While he was a student at Miami Dade College, Eduardo Padrón learned many lessons about how to be a good leader.

Now as the college’s president — a position he has held since 1995 — Padrón uses many of those lessons in his daily tasks.

Padrón has set a vision for the college — which has more than 160,000 students on eight campuses — to lead it into the future. He also listens to his nearly 8,000 employees to get their input on important decisions.

“One of the skills that we need to have in order to be able to be successful is to listen and foster collaboration by which you achieve much more in the long term than those who try to dictate,” Padrón says.

Padrón’s focus on listening and collaboration has helped him oversee the school’s $315 million operating budget and guide it through future growth.

Smart Business spoke with Padrón about how to establish a collaborative environment and how to communicate when establishing a vision.

Develop a vision. You need to have a vision in order to be able to know where you want to go and how to get there. Collaboration has to be key, because I could have hundreds of wonderful ideas, but I accomplish nothing if left on an island by myself.

The other important factor is communication, because that’s a constant process. You need to make sure your vision is shared. If you have your vision, but it is not shared by the people you work with, your ability to succeed is limited.

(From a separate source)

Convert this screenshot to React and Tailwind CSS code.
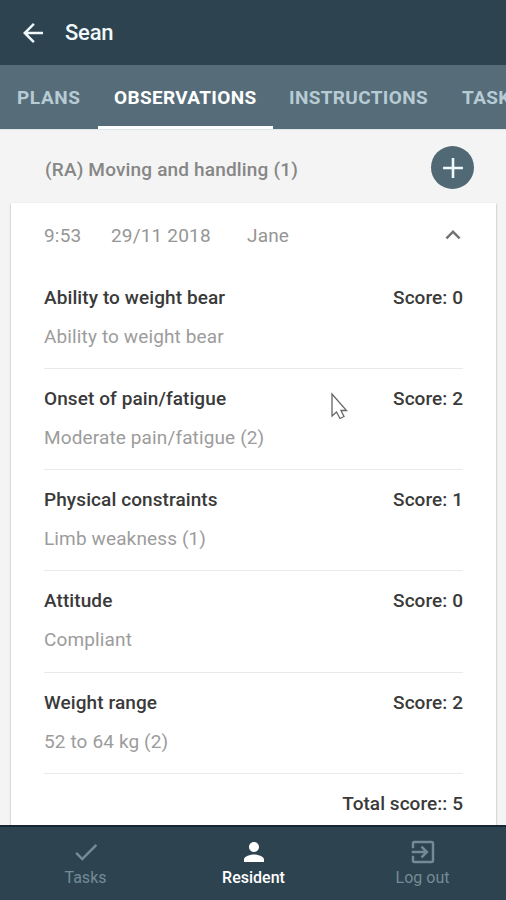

If you don’t have a vision, you’re going to go in many different directions, spread yourself too thin, try to be all things to all people and not be able to focus on what’s essential for the growth and development of your business.

Collaborate with employees. It should be an open process, and frankly, sometimes we underestimate how people, even at the lowest level, can have bright ideas that can help you better formulate your vision. In an institution where you want to take advantage of the talents that are inherent in each of your employees, you need to provide constant opportunities for employees to provide feedback.

We have a strategic plan ... and that plan has several components. Employees at all levels have the opportunity to participate in that. So the plan is in constant evolution based on the feedback and so forth that we get from employees.

You have to honestly believe. It should not just be something to give people the impression that they are participating; you need to take it seriously and believe that you can do much better by getting people to give you ideas.

When you have people who believe they know it all, you have a problem. As long as you believe that by giving people participation, your ability to lead is going to be enhanced. If you want answers, you need to present employees with the questions you feel are important.

Collaboration depends on the willingness to listen and respect another viewpoint. Bureaucracy is too often defined by organizational divisions and the roles to which people adhere, often too rigidly. Collaboration is dynamic, not limited by hierarchy. It depends on people being, on one hand, human and open to each other, and on the other, willing to be accountable as part of a team.